* Objective
Retype the whole listing, please, keeping every line exact and dropping the pictures.

* Data
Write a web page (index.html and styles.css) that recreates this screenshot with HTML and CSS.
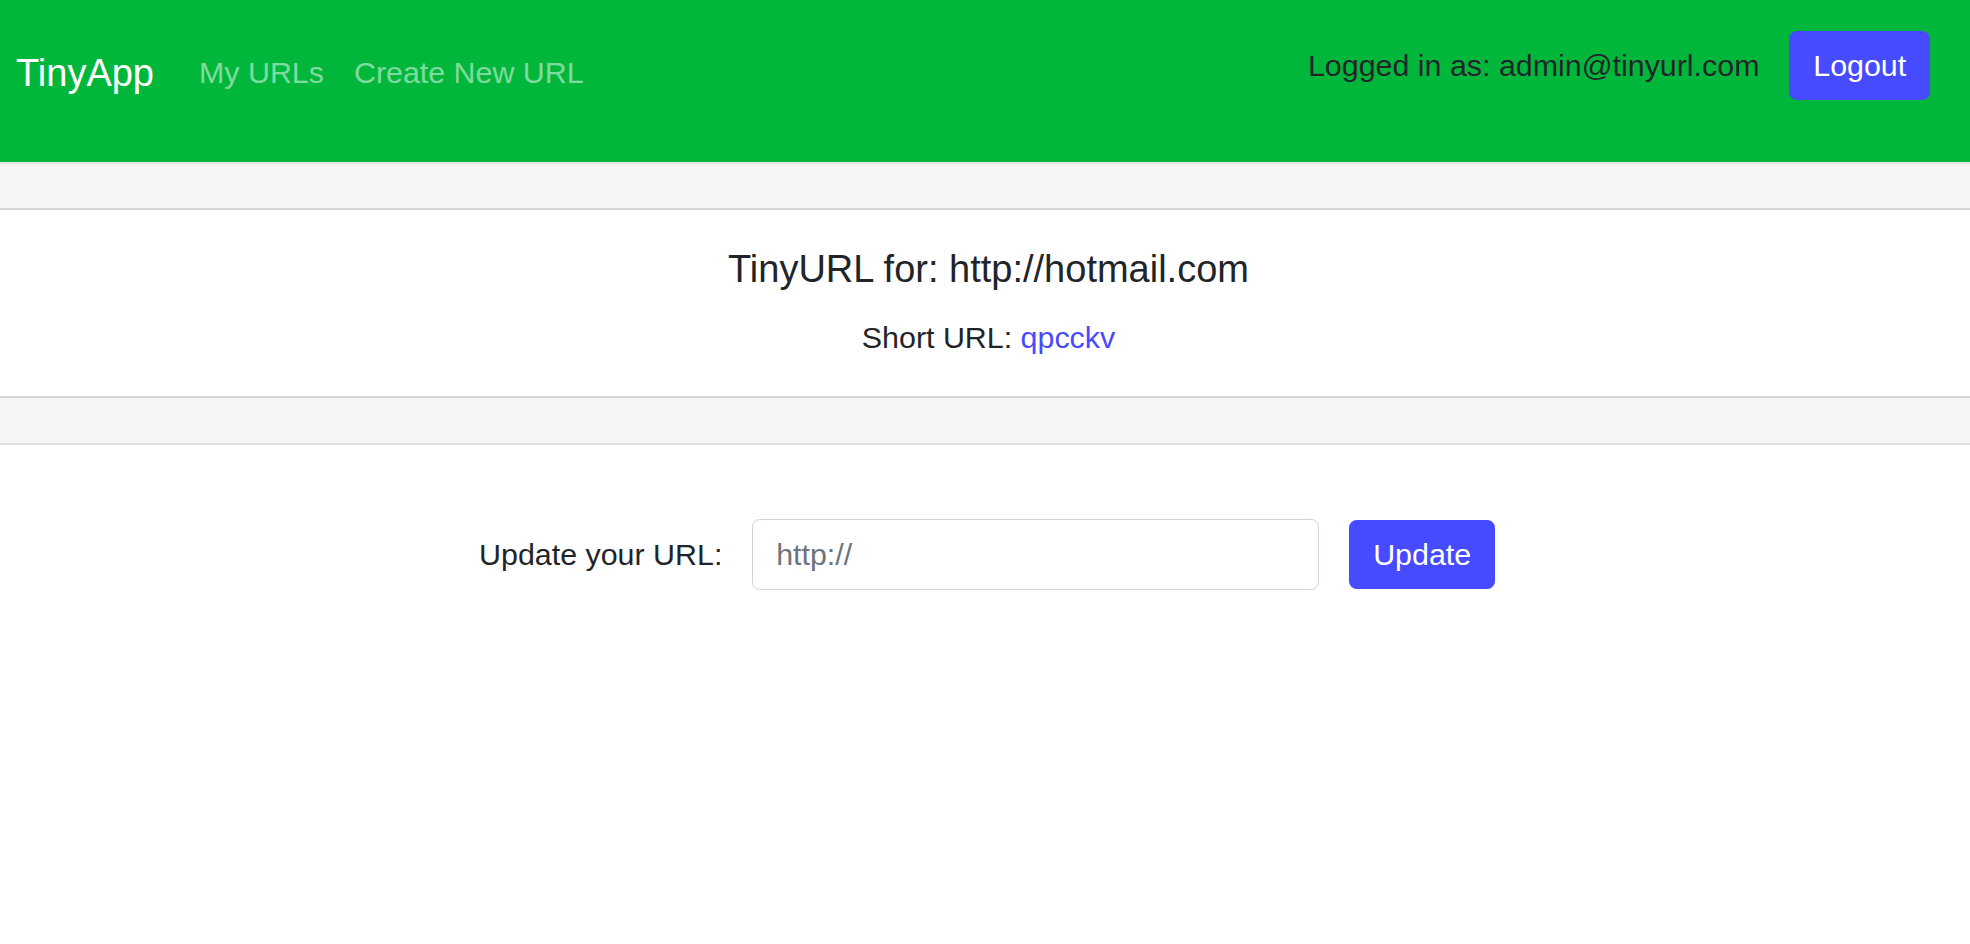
FILE: index.html
```html
<!DOCTYPE html>
<html lang="en">
<head>
<meta charset="utf-8">
<title>TinyApp</title>
<link rel="stylesheet" href="styles.css">
</head>
<body>
<nav class="navbar">
  <div class="nav-left">
    <a class="brand" href="#">TinyApp</a>
    <a class="nav-link" href="#">My URLs</a>
    <a class="nav-link" href="#">Create New URL</a>
  </div>
  <form class="nav-right">
    <span class="logged">Logged in as: admin@tinyurl.com</span>
    <button type="button" class="btn">Logout</button>
  </form>
</nav>
<div class="card">
  <div class="card-header"></div>
  <div class="card-body">
    <h5 class="card-title">TinyURL for: http://hotmail.com</h5>
    <p class="card-text">Short URL: <a class="short" href="#">qpcckv</a></p>
  </div>
  <div class="card-footer"></div>
</div>
<form class="update-form">
  <label class="update-label" for="longURL">Update your URL:</label>
  <input class="form-control" id="longURL" type="text" placeholder="http://">
  <button type="button" class="btn">Update</button>
</form>
</body>
</html>
```
FILE: styles.css
```css
* { box-sizing: border-box; }
html, body { margin: 0; padding: 0; }
body {
  font-family: "Liberation Sans", Arial, sans-serif;
  font-size: 30.4px;
  line-height: 45.6px;
  color: #212529;
  background: #fff;
}
a { text-decoration: none; }

.navbar {
  display: flex;
  align-items: flex-start;
  justify-content: space-between;
  height: 162px;
  background: #00b73c;
  padding: 0 40px 0 16px;
}
.nav-left {
  display: flex;
  align-items: flex-start;
  padding-top: 35px;
}
.brand {
  color: #fff;
  font-size: 38px;
  line-height: 57px;
  padding: 9.5px 0;
  margin-right: 30px;
}
.nav-link {
  color: rgba(255, 255, 255, 0.5);
  padding: 15px;
}
.nav-right {
  display: flex;
  align-items: center;
  gap: 30px;
  padding-top: 31px;
  margin: 0;
}
.logged { color: #212529; }

.btn {
  font-family: inherit;
  font-size: 30.4px;
  line-height: 45.6px;
  color: #fff;
  background: #474bff;
  border: 1.9px solid #474bff;
  border-radius: 7.6px;
  padding: 10.8px 22.8px;
  cursor: pointer;
}

.card {
  border-top: 2px solid #e4e4e4;
}
.card-header {
  height: 46px;
  background: #f6f6f6;
  border-bottom: 2px solid #d6d6d6;
}
.card-body {
  padding: 37px 37px 36px 44px;
  text-align: center;
}
.card-title {
  margin: 0 0 22px;
  font-size: 38px;
  line-height: 45.6px;
  font-weight: 500;
}
.card-text { margin: 0; }
.short { color: #474bff; }
.card-footer {
  height: 49px;
  background: #f6f6f6;
  border-top: 2px solid #d6d6d6;
  border-bottom: 2px solid #dedede;
}

.update-form {
  display: flex;
  justify-content: center;
  align-items: center;
  gap: 30px;
  padding-top: 74px;
  margin: 0 0 0 4px;
}
.update-label { color: #212529; }
.form-control {
  width: 567px;
  height: 71px;
  font-family: inherit;
  font-size: 30.4px;
  color: #495057;
  padding: 0 22.8px;
  border: 1.9px solid #ced4da;
  border-radius: 7.6px;
  background: #fff;
}
.form-control::placeholder { color: #6c757d; }
```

* Full output
Write a web page (index.html and styles.css) that recreates this screenshot with HTML and CSS.
FILE: index.html
```html
<!DOCTYPE html>
<html lang="en">
<head>
<meta charset="utf-8">
<title>TinyApp</title>
<link rel="stylesheet" href="styles.css">
</head>
<body>
<nav class="navbar">
  <div class="nav-left">
    <a class="brand" href="#">TinyApp</a>
    <a class="nav-link" href="#">My URLs</a>
    <a class="nav-link" href="#">Create New URL</a>
  </div>
  <form class="nav-right">
    <span class="logged">Logged in as: admin@tinyurl.com</span>
    <button type="button" class="btn">Logout</button>
  </form>
</nav>
<div class="card">
  <div class="card-header"></div>
  <div class="card-body">
    <h5 class="card-title">TinyURL for: http://hotmail.com</h5>
    <p class="card-text">Short URL: <a class="short" href="#">qpcckv</a></p>
  </div>
  <div class="card-footer"></div>
</div>
<form class="update-form">
  <label class="update-label" for="longURL">Update your URL:</label>
  <input class="form-control" id="longURL" type="text" placeholder="http://">
  <button type="button" class="btn">Update</button>
</form>
</body>
</html>
```
FILE: styles.css
```css
* { box-sizing: border-box; }
html, body { margin: 0; padding: 0; }
body {
  font-family: "Liberation Sans", Arial, sans-serif;
  font-size: 30.4px;
  line-height: 45.6px;
  color: #212529;
  background: #fff;
}
a { text-decoration: none; }

.navbar {
  display: flex;
  align-items: flex-start;
  justify-content: space-between;
  height: 162px;
  background: #00b73c;
  padding: 0 40px 0 16px;
}
.nav-left {
  display: flex;
  align-items: flex-start;
  padding-top: 35px;
}
.brand {
  color: #fff;
  font-size: 38px;
  line-height: 57px;
  padding: 9.5px 0;
  margin-right: 30px;
}
.nav-link {
  color: rgba(255, 255, 255, 0.5);
  padding: 15px;
}
.nav-right {
  display: flex;
  align-items: center;
  gap: 30px;
  padding-top: 31px;
  margin: 0;
}
.logged { color: #212529; }

.btn {
  font-family: inherit;
  font-size: 30.4px;
  line-height: 45.6px;
  color: #fff;
  background: #474bff;
  border: 1.9px solid #474bff;
  border-radius: 7.6px;
  padding: 10.8px 22.8px;
  cursor: pointer;
}

.card {
  border-top: 2px solid #e4e4e4;
}
.card-header {
  height: 46px;
  background: #f6f6f6;
  border-bottom: 2px solid #d6d6d6;
}
.card-body {
  padding: 37px 37px 36px 44px;
  text-align: center;
}
.card-title {
  margin: 0 0 22px;
  font-size: 38px;
  line-height: 45.6px;
  font-weight: 500;
}
.card-text { margin: 0; }
.short { color: #474bff; }
.card-footer {
  height: 49px;
  background: #f6f6f6;
  border-top: 2px solid #d6d6d6;
  border-bottom: 2px solid #dedede;
}

.update-form {
  display: flex;
  justify-content: center;
  align-items: center;
  gap: 30px;
  padding-top: 74px;
  margin: 0 0 0 4px;
}
.update-label { color: #212529; }
.form-control {
  width: 567px;
  height: 71px;
  font-family: inherit;
  font-size: 30.4px;
  color: #495057;
  padding: 0 22.8px;
  border: 1.9px solid #ced4da;
  border-radius: 7.6px;
  background: #fff;
}
.form-control::placeholder { color: #6c757d; }
```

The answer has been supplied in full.